■ **Description of the task**: Every line of the data that contains the string "this" must be copied.

■ **Dataset extract**:

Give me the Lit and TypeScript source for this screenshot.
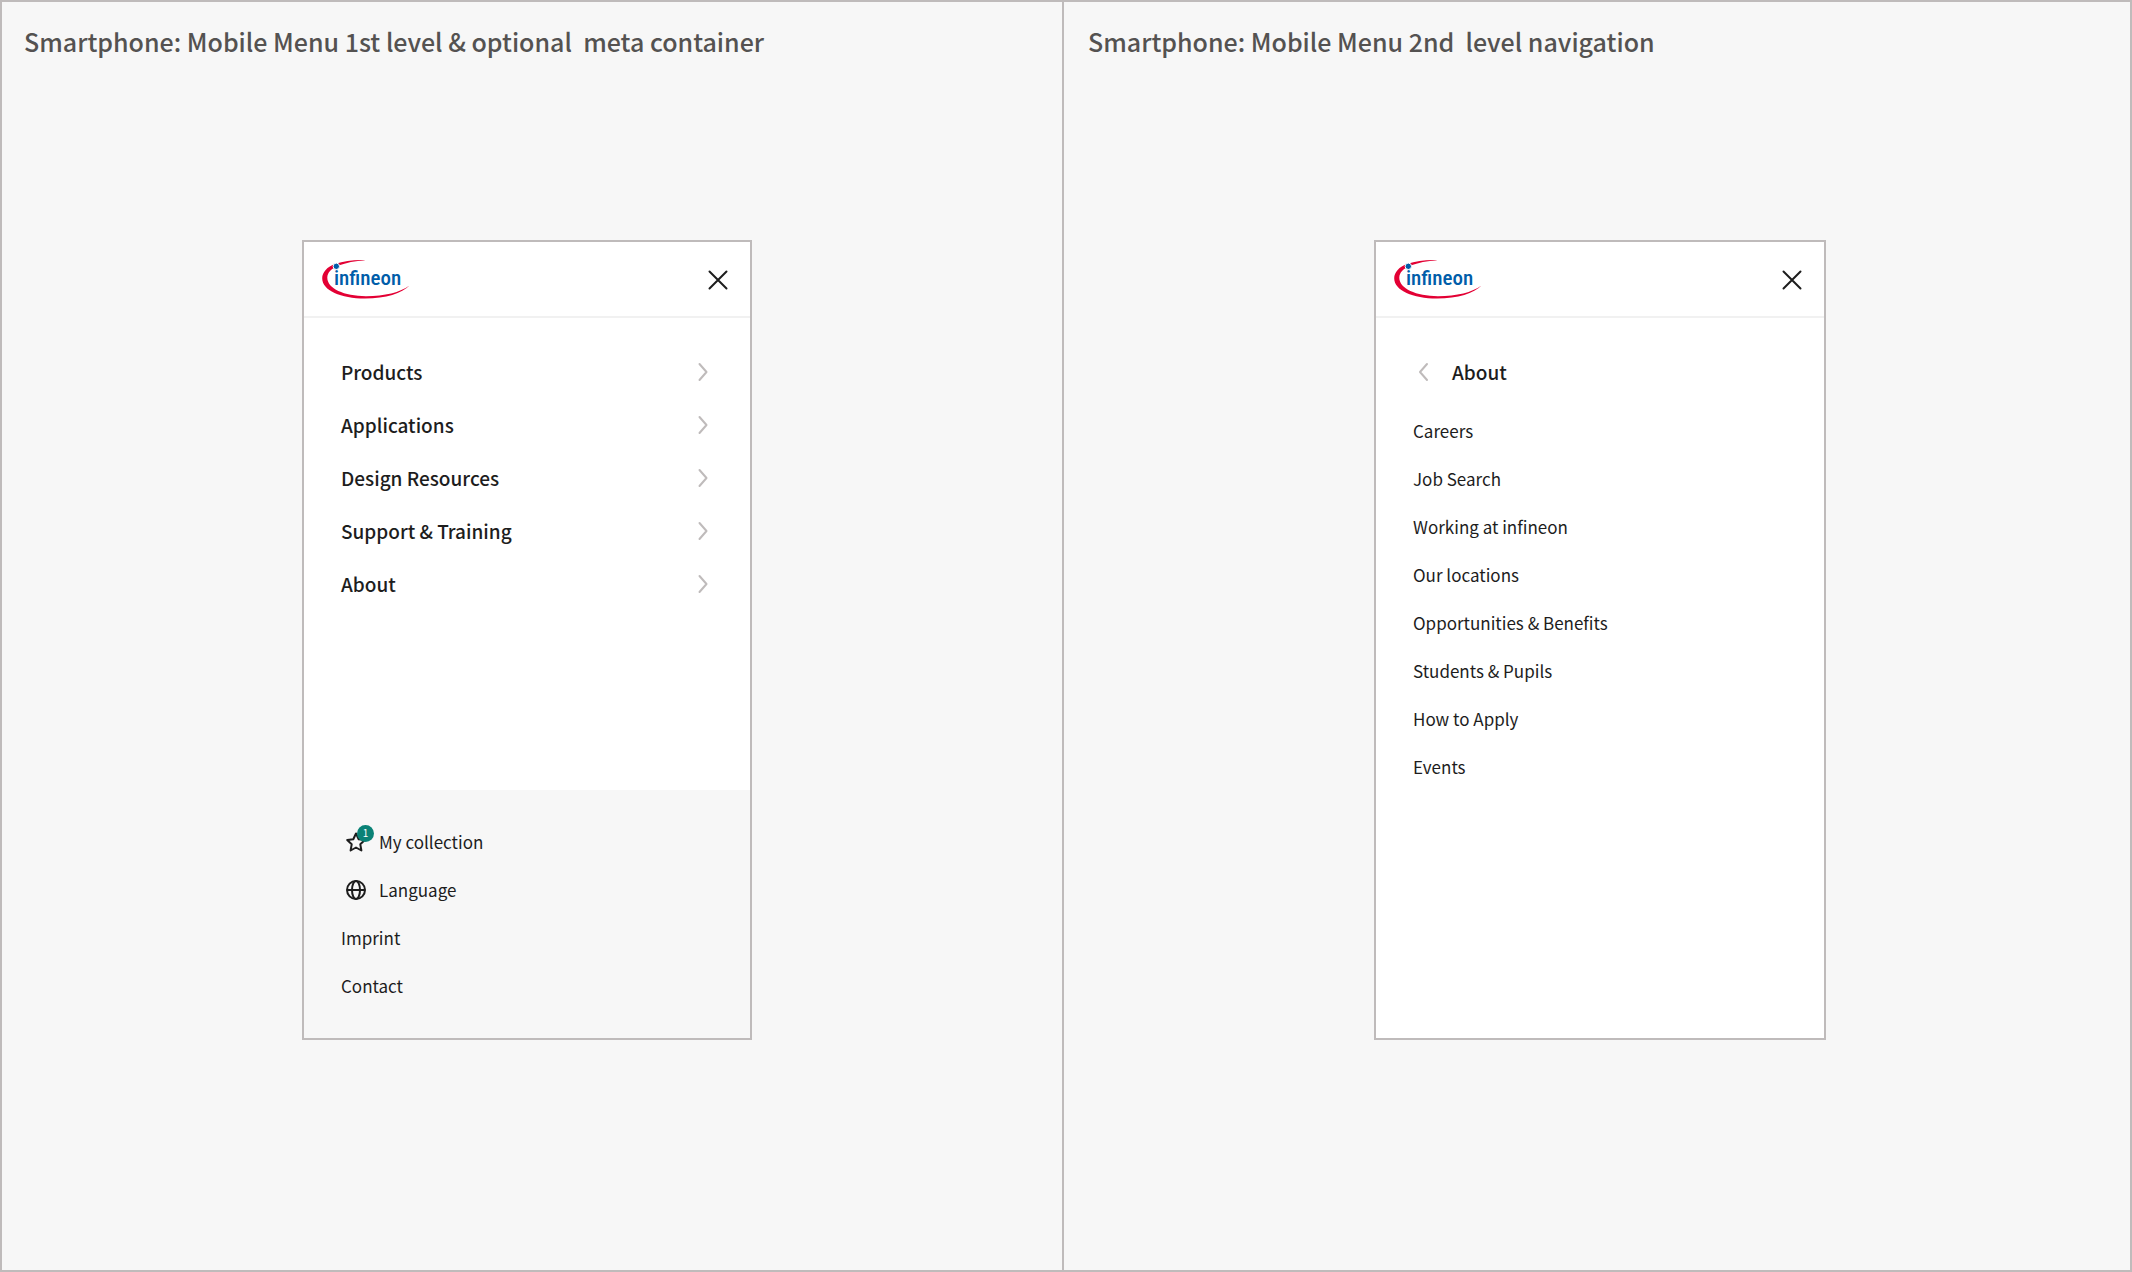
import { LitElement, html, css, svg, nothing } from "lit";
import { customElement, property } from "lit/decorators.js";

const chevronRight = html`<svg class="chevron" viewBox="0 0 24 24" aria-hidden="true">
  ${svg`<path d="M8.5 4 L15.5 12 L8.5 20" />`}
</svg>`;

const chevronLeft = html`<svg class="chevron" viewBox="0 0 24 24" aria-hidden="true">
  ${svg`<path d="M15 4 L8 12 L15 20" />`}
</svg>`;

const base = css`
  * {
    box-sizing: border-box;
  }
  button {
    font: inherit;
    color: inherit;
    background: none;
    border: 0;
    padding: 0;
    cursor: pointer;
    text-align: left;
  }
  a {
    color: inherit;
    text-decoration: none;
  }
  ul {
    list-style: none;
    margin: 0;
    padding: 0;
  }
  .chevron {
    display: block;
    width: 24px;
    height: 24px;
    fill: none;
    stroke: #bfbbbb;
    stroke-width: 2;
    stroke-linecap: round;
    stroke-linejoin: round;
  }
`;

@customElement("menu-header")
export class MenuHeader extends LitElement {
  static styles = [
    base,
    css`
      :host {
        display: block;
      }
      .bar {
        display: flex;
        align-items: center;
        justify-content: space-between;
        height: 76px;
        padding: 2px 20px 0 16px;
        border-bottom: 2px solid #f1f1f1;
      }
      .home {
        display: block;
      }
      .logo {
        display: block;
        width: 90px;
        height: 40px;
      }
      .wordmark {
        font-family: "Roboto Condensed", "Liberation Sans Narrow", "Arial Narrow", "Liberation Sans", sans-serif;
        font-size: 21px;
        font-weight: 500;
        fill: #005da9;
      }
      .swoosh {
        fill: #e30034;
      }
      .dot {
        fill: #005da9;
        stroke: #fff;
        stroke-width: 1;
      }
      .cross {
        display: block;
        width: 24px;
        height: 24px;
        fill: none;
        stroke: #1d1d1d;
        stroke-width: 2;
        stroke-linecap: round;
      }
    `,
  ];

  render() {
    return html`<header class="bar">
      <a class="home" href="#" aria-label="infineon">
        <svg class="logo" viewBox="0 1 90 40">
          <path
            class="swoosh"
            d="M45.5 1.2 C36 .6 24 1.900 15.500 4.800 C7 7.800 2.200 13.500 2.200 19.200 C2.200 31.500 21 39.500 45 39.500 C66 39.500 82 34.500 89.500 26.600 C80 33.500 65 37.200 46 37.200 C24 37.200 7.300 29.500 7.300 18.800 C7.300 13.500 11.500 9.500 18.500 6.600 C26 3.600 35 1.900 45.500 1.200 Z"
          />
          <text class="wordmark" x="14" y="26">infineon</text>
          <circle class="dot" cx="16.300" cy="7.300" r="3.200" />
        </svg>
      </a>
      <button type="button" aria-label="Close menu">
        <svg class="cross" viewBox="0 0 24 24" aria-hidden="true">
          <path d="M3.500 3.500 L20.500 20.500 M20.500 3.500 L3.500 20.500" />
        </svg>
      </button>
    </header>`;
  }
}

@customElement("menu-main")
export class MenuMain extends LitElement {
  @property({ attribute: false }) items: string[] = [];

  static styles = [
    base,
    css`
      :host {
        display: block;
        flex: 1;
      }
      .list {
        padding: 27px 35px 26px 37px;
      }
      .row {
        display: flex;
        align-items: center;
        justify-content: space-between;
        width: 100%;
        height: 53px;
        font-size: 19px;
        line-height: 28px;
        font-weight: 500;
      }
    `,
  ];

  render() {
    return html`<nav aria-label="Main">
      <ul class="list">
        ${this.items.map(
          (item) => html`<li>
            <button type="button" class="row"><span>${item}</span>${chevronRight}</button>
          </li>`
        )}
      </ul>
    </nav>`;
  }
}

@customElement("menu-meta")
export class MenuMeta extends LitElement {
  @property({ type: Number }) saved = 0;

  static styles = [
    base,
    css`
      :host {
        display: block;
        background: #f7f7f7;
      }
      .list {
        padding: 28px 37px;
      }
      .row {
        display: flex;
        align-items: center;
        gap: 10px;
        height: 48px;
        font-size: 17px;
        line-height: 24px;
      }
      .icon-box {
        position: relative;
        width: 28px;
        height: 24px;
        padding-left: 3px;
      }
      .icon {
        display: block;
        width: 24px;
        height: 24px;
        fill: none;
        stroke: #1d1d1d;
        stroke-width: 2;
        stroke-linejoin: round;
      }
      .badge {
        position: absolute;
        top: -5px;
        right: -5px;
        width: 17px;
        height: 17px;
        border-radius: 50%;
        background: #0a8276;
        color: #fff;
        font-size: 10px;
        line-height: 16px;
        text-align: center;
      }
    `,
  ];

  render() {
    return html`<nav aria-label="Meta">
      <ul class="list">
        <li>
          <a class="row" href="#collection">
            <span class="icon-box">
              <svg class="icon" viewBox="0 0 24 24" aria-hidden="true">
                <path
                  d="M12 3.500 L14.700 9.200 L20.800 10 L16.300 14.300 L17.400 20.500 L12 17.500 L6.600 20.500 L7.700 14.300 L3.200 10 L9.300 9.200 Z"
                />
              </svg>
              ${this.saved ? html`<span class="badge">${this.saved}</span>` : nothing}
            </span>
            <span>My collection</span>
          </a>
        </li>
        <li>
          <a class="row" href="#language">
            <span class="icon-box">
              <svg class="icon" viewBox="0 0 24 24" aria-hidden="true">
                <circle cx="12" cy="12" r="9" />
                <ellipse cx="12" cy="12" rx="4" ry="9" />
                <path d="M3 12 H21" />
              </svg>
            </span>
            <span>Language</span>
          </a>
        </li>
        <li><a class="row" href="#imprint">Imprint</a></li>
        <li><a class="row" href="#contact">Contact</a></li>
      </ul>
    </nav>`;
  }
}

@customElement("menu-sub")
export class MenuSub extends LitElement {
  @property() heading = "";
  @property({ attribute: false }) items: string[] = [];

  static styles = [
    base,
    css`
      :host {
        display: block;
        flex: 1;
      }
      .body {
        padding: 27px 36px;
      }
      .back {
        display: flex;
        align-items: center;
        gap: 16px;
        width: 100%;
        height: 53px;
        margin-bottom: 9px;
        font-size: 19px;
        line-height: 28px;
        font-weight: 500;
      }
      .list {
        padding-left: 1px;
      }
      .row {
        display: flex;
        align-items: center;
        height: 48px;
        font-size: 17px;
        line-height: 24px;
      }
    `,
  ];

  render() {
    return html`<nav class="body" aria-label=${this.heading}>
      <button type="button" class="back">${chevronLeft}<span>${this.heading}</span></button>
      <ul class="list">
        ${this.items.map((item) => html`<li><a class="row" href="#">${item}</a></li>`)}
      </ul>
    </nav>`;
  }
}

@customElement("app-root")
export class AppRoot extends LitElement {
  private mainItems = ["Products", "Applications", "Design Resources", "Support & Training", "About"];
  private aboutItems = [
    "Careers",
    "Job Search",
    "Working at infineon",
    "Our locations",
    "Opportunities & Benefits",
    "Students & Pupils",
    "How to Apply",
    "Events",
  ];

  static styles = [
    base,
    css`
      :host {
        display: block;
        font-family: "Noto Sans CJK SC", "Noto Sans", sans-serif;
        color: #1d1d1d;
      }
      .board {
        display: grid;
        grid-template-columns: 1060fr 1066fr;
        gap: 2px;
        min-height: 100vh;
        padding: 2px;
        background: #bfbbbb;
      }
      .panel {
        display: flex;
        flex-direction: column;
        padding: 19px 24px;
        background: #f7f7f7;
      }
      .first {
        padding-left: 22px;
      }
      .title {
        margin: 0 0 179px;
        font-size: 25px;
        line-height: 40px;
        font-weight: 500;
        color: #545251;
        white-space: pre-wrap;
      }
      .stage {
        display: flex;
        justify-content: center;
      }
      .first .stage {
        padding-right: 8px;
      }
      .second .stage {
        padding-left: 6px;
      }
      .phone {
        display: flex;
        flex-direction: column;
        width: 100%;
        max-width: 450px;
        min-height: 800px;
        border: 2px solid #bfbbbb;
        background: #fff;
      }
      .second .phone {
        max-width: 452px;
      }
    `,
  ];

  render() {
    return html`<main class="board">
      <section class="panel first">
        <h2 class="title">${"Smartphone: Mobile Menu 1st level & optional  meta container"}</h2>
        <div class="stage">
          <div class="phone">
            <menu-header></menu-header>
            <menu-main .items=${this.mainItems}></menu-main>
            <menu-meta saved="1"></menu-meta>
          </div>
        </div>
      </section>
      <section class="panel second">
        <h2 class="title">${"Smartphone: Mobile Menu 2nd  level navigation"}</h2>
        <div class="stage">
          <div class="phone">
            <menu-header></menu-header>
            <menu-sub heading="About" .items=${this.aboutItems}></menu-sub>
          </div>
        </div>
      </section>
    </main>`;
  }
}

■ **Full solution**:
Give me the Lit and TypeScript source for this screenshot.
        ${this.items.map(
              ${this.saved ? html`<span class="badge">${this.saved}</span>` : nothing}
    return html`<nav class="body" aria-label=${this.heading}>
      <button type="button" class="back">${chevronLeft}<span>${this.heading}</span></button>
        ${this.items.map((item) => html`<li><a class="row" href="#">${item}</a></li>`)}
            <menu-main .items=${this.mainItems}></menu-main>
            <menu-sub heading="About" .items=${this.aboutItems}></menu-sub>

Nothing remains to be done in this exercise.